* What to do
Starting at the first line of the data, please print exactly those lines through the one that holds "text-decoration: none;", omitting every picture.

* Given data
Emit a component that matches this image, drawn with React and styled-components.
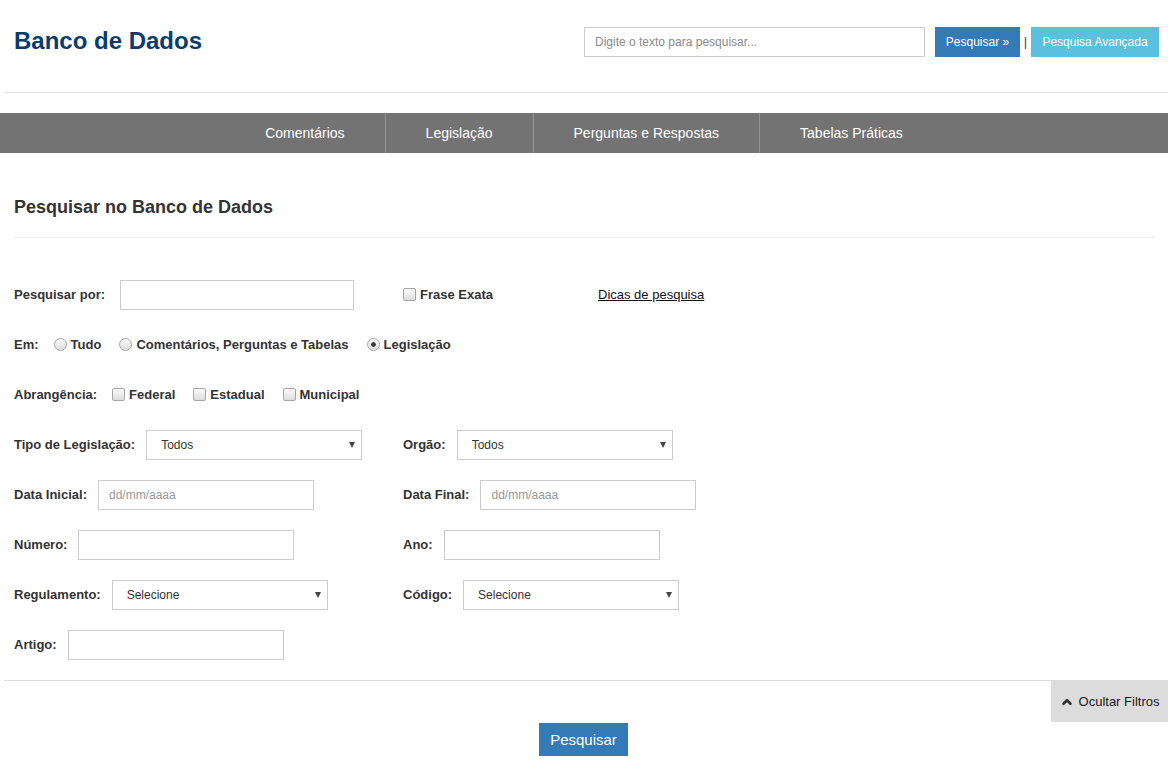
import React from "react";
import styled, { createGlobalStyle } from "styled-components";
import { ChevronUp } from "lucide-react";

const GlobalStyle = createGlobalStyle`
  body {
    margin: 0;
    background: #fff;
    font-family: "Liberation Sans", Arial, Helvetica, sans-serif;
    color: #333;
  }
  * {
    box-sizing: border-box;
  }
`;

const Header = styled.header`
  display: flex;
  align-items: center;
  justify-content: space-between;
  height: 82px;
  padding: 0 9px 0 14px;
`;

const Brand = styled.h1`
  margin: 0;
  font-size: 24px;
  font-weight: bold;
  color: #0a3c6e;
`;

const SearchBar = styled.form`
  display: flex;
  align-items: center;
  margin-top: 1px;
`;

const SearchInput = styled.input`
  width: 341px;
  height: 30px;
  border: 1px solid #ccc;
  padding: 0 10px;
  font-family: inherit;
  font-size: 12px;
  color: #333;

  &::placeholder {
    color: #8a8a8a;
  }
`;

const TopButton = styled.button`
  width: ${(p) => p.$width}px;
  height: 30px;
  border: none;
  padding: 0;
  background: ${(p) => p.$bg};
  color: #fff;
  font-family: inherit;
  font-size: 12px;
  cursor: pointer;
`;

const Pipe = styled.span`
  width: 11px;
  text-align: center;
  color: #4a3a5a;
  font-size: 13px;
`;

const Rule = styled.div`
  margin: ${(p) => p.$margin || "0"};
  border-top: 1px solid ${(p) => p.$color || "#e6e6e6"};
`;

const NavBar = styled.nav`
  display: flex;
  justify-content: center;
  height: 40px;
  background: #737373;
`;

const NavItem = styled.a`
  padding: 0 40px;
  line-height: 40px;
  color: #fff;
  font-size: 14px;
  text-decoration: none;

  & + & {
    border-left: 1px solid #939393;
  }
`;

const Section = styled.section`
  padding: 0 13px 0 14px;
`;

const Title = styled.h2`
  margin: 44px 0 20px;
  font-size: 18px;
  line-height: 20px;
  font-weight: bold;
  color: #333;
`;

const Form = styled.div`
  padding-top: 42px;
`;

const Row = styled.div`
  display: grid;
  grid-template-columns: 389px 1fr;
  align-items: center;
  height: 30px;
  margin-bottom: 20px;
`;

const Field = styled.div`
  display: flex;
  align-items: center;
  grid-column: ${(p) => (p.$full ? "1 / -1" : "auto")};
`;

const Label = styled.label`
  margin-right: ${(p) => p.$gap ?? 11}px;
  margin-top: -1px;
  font-size: 13px;
  font-weight: bold;
  color: #333;
  white-space: nowrap;
`;

const TextInput = styled.input`
  width: ${(p) => p.$width || 216}px;
  height: 30px;
  border: 1px solid #ccc;
  padding: 0 10px;
  font-family: inherit;
  font-size: 12px;
  color: #333;

  &::placeholder {
    color: #999;
  }
`;

const SelectBox = styled.div`
  position: relative;
  width: 216px;
  height: 30px;
`;

const Select = styled.select`
  appearance: none;
  width: 100%;
  height: 100%;
  border: 1px solid #ccc;
  border-radius: 0;
  background: #fff;
  padding: 0 24px 0 14px;
  font-family: inherit;
  font-size: 12px;
  color: #333;
`;

const Caret = styled.span`
  position: absolute;
  right: 7px;
  top: 50%;
  transform: translateY(-50%);
  width: 0;
  height: 0;
  border-left: 3.5px solid transparent;
  border-right: 3.5px solid transparent;
  border-top: 6px solid #444;
  pointer-events: none;
`;

const Option = styled.label`
  display: flex;
  align-items: center;
  margin-right: ${(p) => p.$gap ?? 18}px;
  margin-top: -1px;
  width: ${(p) => (p.$width ? `${p.$width}px` : "auto")};
  font-size: 13px;
  font-weight: bold;
  color: #333;
  white-space: nowrap;
`;

const Check = styled.input`
  appearance: none;
  flex: none;
  width: 13px;
  height: 13px;
  margin: 0 4px 1px 0;
  border: 1px solid #a6a6a6;
  border-radius: ${(p) => (p.type === "radio" ? "50%" : "2px")};
  background: linear-gradient(#fcfcfc, #dcdcdc);

  &:checked {
    background: radial-gradient(circle, #3c3c3c 0 2px, transparent 2.6px),
      linear-gradient(#fcfcfc, #dcdcdc);
  }
`;

const TipLink = styled.a`
  margin-top: -1px;
  font-size: 13px;
  color: #111;
  text-decoration: underline;
`;

const Footer = styled.div`
  display: flex;
  flex-direction: column;
  margin-left: 4px;
  border-top: 1px solid #dcdcdc;
`;

const ToggleButton = styled.button`
  align-self: flex-end;
  display: flex;
  align-items: center;
  justify-content: center;
  gap: 5px;
  width: 117px;
  height: 41px;
  padding: 0;
  border: none;
  background: #dcdcdc;
  color: #1a1a1a;
  font-family: inherit;
  font-size: 13px;
`;

const SubmitButton = styled.button`
  align-self: center;
  margin: 1px 0 0 -5px;
  width: 89px;
  height: 33px;
  padding: 0;
  border: none;
  background: #337ab7;
  color: #fff;
  font-family: inherit;
  font-size: 15px;
`;

const Dropdown = ({ value }) => (
  <SelectBox>
    <Select defaultValue={value}>
      <option>{value}</option>
    </Select>
    <Caret />
  </SelectBox>
);

const navItems = ["Comentários", "Legislação", "Perguntas e Respostas", "Tabelas Práticas"];

export default function App() {
  return (
    <>
      <GlobalStyle />
      <Header>
        <Brand>Banco de Dados</Brand>
        <SearchBar onSubmit={(e) => e.preventDefault()}>
          <SearchInput placeholder="Digite o texto para pesquisar..." />
          <TopButton $bg="#337ab7" $width={85} style={{ marginLeft: 10 }}>
            Pesquisar »
          </TopButton>
          <Pipe>|</Pipe>
          <TopButton $bg="#5bc0de" $width={128}>
            Pesquisa Avançada
          </TopButton>
        </SearchBar>
      </Header>
      <Rule $margin="10px 0 20px 4px" />

      <NavBar>
        {navItems.map((item) => (
          <NavItem key={item} href="#">
            {item}
          </NavItem>
        ))}
      </NavBar>

      <Section>
        <Title>Pesquisar no Banco de Dados</Title>
        <Rule $color="#eeeeee" />

        <Form>
          <Row>
            <Field>
              <Label $gap={15}>Pesquisar por:</Label>
              <TextInput $width={234} />
            </Field>
            <Field>
              <Option $width={195} $gap={0}>
                <Check type="checkbox" />
                Frase Exata
              </Option>
              <TipLink href="#">Dicas de pesquisa</TipLink>
            </Field>
          </Row>

          <Row>
            <Field $full>
              <Label $gap={15}>Em:</Label>
              <Option>
                <Check type="radio" name="em" />
                Tudo
              </Option>
              <Option>
                <Check type="radio" name="em" />
                Comentários, Perguntas e Tabelas
              </Option>
              <Option>
                <Check type="radio" name="em" defaultChecked />
                Legislação
              </Option>
            </Field>
          </Row>

          <Row>
            <Field $full>
              <Label $gap={15}>Abrangência:</Label>
              <Option>
                <Check type="checkbox" />
                Federal
              </Option>
              <Option>
                <Check type="checkbox" />
                Estadual
              </Option>
              <Option>
                <Check type="checkbox" />
                Municipal
              </Option>
            </Field>
          </Row>

          <Row>
            <Field>
              <Label>Tipo de Legislação:</Label>
              <Dropdown value="Todos" />
            </Field>
            <Field>
              <Label>Orgão:</Label>
              <Dropdown value="Todos" />
            </Field>
          </Row>

          <Row>
            <Field>
              <Label>Data Inicial:</Label>
              <TextInput placeholder="dd/mm/aaaa" />
            </Field>
            <Field>
              <Label>Data Final:</Label>
              <TextInput placeholder="dd/mm/aaaa" />
            </Field>
          </Row>

          <Row>
            <Field>
              <Label>Número:</Label>
              <TextInput />
            </Field>
            <Field>
              <Label>Ano:</Label>
              <TextInput />
            </Field>
          </Row>

          <Row>
            <Field>
              <Label>Regulamento:</Label>
              <Dropdown value="Selecione" />
            </Field>
            <Field>
              <Label>Código:</Label>
              <Dropdown value="Selecione" />
            </Field>
          </Row>

          <Row>
            <Field>
              <Label>Artigo:</Label>
              <TextInput />
            </Field>
          </Row>
        </Form>
      </Section>

      <Footer>
        <ToggleButton>
          <ChevronUp size={14} strokeWidth={4.5} color="#333" />
          Ocultar Filtros
        </ToggleButton>
        <SubmitButton>Pesquisar</SubmitButton>
      </Footer>
    </>
  );
}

* The response
Emit a component that matches this image, drawn with React and styled-components.
import React from "react";
import styled, { createGlobalStyle } from "styled-components";
import { ChevronUp } from "lucide-react";

const GlobalStyle = createGlobalStyle`
  body {
    margin: 0;
    background: #fff;
    font-family: "Liberation Sans", Arial, Helvetica, sans-serif;
    color: #333;
  }
  * {
    box-sizing: border-box;
  }
`;

const Header = styled.header`
  display: flex;
  align-items: center;
  justify-content: space-between;
  height: 82px;
  padding: 0 9px 0 14px;
`;

const Brand = styled.h1`
  margin: 0;
  font-size: 24px;
  font-weight: bold;
  color: #0a3c6e;
`;

const SearchBar = styled.form`
  display: flex;
  align-items: center;
  margin-top: 1px;
`;

const SearchInput = styled.input`
  width: 341px;
  height: 30px;
  border: 1px solid #ccc;
  padding: 0 10px;
  font-family: inherit;
  font-size: 12px;
  color: #333;

  &::placeholder {
    color: #8a8a8a;
  }
`;

const TopButton = styled.button`
  width: ${(p) => p.$width}px;
  height: 30px;
  border: none;
  padding: 0;
  background: ${(p) => p.$bg};
  color: #fff;
  font-family: inherit;
  font-size: 12px;
  cursor: pointer;
`;

const Pipe = styled.span`
  width: 11px;
  text-align: center;
  color: #4a3a5a;
  font-size: 13px;
`;

const Rule = styled.div`
  margin: ${(p) => p.$margin || "0"};
  border-top: 1px solid ${(p) => p.$color || "#e6e6e6"};
`;

const NavBar = styled.nav`
  display: flex;
  justify-content: center;
  height: 40px;
  background: #737373;
`;

const NavItem = styled.a`
  padding: 0 40px;
  line-height: 40px;
  color: #fff;
  font-size: 14px;
  text-decoration: none;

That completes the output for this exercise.